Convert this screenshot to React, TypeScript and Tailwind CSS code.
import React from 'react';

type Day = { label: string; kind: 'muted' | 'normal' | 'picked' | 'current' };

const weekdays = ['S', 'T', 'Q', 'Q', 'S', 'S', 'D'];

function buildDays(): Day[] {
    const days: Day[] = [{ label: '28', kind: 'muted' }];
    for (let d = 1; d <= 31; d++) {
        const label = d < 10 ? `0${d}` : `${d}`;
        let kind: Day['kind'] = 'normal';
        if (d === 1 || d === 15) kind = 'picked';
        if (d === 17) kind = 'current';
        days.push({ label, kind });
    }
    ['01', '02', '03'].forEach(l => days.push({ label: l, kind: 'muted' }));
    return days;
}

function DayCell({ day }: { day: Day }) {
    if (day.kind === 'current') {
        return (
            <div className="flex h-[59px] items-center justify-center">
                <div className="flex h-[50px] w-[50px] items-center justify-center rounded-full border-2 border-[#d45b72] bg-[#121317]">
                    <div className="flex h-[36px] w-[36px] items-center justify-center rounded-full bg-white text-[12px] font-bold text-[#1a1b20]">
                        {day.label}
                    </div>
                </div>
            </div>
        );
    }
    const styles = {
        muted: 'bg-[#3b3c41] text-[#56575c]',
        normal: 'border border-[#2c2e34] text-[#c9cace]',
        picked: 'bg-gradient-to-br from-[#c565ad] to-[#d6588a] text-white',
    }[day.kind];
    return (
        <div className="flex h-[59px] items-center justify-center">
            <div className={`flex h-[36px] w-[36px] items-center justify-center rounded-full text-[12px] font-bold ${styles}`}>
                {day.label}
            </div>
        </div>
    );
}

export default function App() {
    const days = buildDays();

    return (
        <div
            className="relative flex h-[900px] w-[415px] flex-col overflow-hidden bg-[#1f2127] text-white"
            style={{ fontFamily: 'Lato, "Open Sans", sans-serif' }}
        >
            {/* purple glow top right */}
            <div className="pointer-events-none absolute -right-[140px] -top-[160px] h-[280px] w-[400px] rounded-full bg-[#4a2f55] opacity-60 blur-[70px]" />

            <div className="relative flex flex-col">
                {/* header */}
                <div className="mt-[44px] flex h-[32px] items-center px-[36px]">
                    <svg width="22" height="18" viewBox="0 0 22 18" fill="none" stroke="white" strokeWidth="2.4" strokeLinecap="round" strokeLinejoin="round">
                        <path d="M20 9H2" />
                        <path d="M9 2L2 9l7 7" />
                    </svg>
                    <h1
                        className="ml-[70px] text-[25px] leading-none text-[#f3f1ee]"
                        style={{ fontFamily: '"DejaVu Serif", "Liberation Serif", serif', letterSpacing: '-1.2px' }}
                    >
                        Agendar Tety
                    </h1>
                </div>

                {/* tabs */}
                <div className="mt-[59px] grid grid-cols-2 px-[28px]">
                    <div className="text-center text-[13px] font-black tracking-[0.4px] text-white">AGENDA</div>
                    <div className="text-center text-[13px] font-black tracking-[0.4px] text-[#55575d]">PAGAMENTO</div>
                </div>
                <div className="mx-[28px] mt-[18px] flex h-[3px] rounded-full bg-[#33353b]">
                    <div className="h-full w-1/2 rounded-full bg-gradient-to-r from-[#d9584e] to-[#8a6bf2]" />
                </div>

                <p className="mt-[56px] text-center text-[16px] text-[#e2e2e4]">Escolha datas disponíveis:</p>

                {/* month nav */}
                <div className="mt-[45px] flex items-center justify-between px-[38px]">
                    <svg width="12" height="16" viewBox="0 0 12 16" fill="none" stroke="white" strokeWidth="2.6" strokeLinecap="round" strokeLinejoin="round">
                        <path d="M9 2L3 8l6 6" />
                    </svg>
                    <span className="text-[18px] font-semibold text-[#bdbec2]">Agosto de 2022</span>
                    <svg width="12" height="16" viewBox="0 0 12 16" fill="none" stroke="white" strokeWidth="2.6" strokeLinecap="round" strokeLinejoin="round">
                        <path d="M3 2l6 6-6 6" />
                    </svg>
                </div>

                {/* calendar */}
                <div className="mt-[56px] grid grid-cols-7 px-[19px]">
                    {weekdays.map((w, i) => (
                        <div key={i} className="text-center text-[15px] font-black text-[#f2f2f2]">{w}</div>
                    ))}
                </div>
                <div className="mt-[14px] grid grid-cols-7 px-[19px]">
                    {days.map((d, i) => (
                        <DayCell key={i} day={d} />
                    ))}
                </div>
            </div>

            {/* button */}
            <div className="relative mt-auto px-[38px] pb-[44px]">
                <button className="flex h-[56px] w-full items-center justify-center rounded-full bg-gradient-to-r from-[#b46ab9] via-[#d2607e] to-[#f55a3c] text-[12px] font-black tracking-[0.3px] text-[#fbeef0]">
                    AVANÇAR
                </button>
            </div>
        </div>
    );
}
──────
#### [WRITTEN EXERCISE]
Write each line above out exactly.

#### [SOLUTION FOR THIS TASK]
Convert this screenshot to React, TypeScript and Tailwind CSS code.
import React from 'react';

type Day = { label: string; kind: 'muted' | 'normal' | 'picked' | 'current' };

const weekdays = ['S', 'T', 'Q', 'Q', 'S', 'S', 'D'];

function buildDays(): Day[] {
    const days: Day[] = [{ label: '28', kind: 'muted' }];
    for (let d = 1; d <= 31; d++) {
        const label = d < 10 ? `0${d}` : `${d}`;
        let kind: Day['kind'] = 'normal';
        if (d === 1 || d === 15) kind = 'picked';
        if (d === 17) kind = 'current';
        days.push({ label, kind });
    }
    ['01', '02', '03'].forEach(l => days.push({ label: l, kind: 'muted' }));
    return days;
}

function DayCell({ day }: { day: Day }) {
    if (day.kind === 'current') {
        return (
            <div className="flex h-[59px] items-center justify-center">
                <div className="flex h-[50px] w-[50px] items-center justify-center rounded-full border-2 border-[#d45b72] bg-[#121317]">
                    <div className="flex h-[36px] w-[36px] items-center justify-center rounded-full bg-white text-[12px] font-bold text-[#1a1b20]">
                        {day.label}
                    </div>
                </div>
            </div>
        );
    }
    const styles = {
        muted: 'bg-[#3b3c41] text-[#56575c]',
        normal: 'border border-[#2c2e34] text-[#c9cace]',
        picked: 'bg-gradient-to-br from-[#c565ad] to-[#d6588a] text-white',
    }[day.kind];
    return (
        <div className="flex h-[59px] items-center justify-center">
            <div className={`flex h-[36px] w-[36px] items-center justify-center rounded-full text-[12px] font-bold ${styles}`}>
                {day.label}
            </div>
        </div>
    );
}

export default function App() {
    const days = buildDays();

    return (
        <div
            className="relative flex h-[900px] w-[415px] flex-col overflow-hidden bg-[#1f2127] text-white"
            style={{ fontFamily: 'Lato, "Open Sans", sans-serif' }}
        >
            {/* purple glow top right */}
            <div className="pointer-events-none absolute -right-[140px] -top-[160px] h-[280px] w-[400px] rounded-full bg-[#4a2f55] opacity-60 blur-[70px]" />

            <div className="relative flex flex-col">
                {/* header */}
                <div className="mt-[44px] flex h-[32px] items-center px-[36px]">
                    <svg width="22" height="18" viewBox="0 0 22 18" fill="none" stroke="white" strokeWidth="2.4" strokeLinecap="round" strokeLinejoin="round">
                        <path d="M20 9H2" />
                        <path d="M9 2L2 9l7 7" />
                    </svg>
                    <h1
                        className="ml-[70px] text-[25px] leading-none text-[#f3f1ee]"
                        style={{ fontFamily: '"DejaVu Serif", "Liberation Serif", serif', letterSpacing: '-1.2px' }}
                    >
                        Agendar Tety
                    </h1>
                </div>

                {/* tabs */}
                <div className="mt-[59px] grid grid-cols-2 px-[28px]">
                    <div className="text-center text-[13px] font-black tracking-[0.4px] text-white">AGENDA</div>
                    <div className="text-center text-[13px] font-black tracking-[0.4px] text-[#55575d]">PAGAMENTO</div>
                </div>
                <div className="mx-[28px] mt-[18px] flex h-[3px] rounded-full bg-[#33353b]">
                    <div className="h-full w-1/2 rounded-full bg-gradient-to-r from-[#d9584e] to-[#8a6bf2]" />
                </div>

                <p className="mt-[56px] text-center text-[16px] text-[#e2e2e4]">Escolha datas disponíveis:</p>

                {/* month nav */}
                <div className="mt-[45px] flex items-center justify-between px-[38px]">
                    <svg width="12" height="16" viewBox="0 0 12 16" fill="none" stroke="white" strokeWidth="2.6" strokeLinecap="round" strokeLinejoin="round">
                        <path d="M9 2L3 8l6 6" />
                    </svg>
                    <span className="text-[18px] font-semibold text-[#bdbec2]">Agosto de 2022</span>
                    <svg width="12" height="16" viewBox="0 0 12 16" fill="none" stroke="white" strokeWidth="2.6" strokeLinecap="round" strokeLinejoin="round">
                        <path d="M3 2l6 6-6 6" />
                    </svg>
                </div>

                {/* calendar */}
                <div className="mt-[56px] grid grid-cols-7 px-[19px]">
                    {weekdays.map((w, i) => (
                        <div key={i} className="text-center text-[15px] font-black text-[#f2f2f2]">{w}</div>
                    ))}
                </div>
                <div className="mt-[14px] grid grid-cols-7 px-[19px]">
                    {days.map((d, i) => (
                        <DayCell key={i} day={d} />
                    ))}
                </div>
            </div>

            {/* button */}
            <div className="relative mt-auto px-[38px] pb-[44px]">
                <button className="flex h-[56px] w-full items-center justify-center rounded-full bg-gradient-to-r from-[#b46ab9] via-[#d2607e] to-[#f55a3c] text-[12px] font-black tracking-[0.3px] text-[#fbeef0]">
                    AVANÇAR
                </button>
            </div>
        </div>
    );
}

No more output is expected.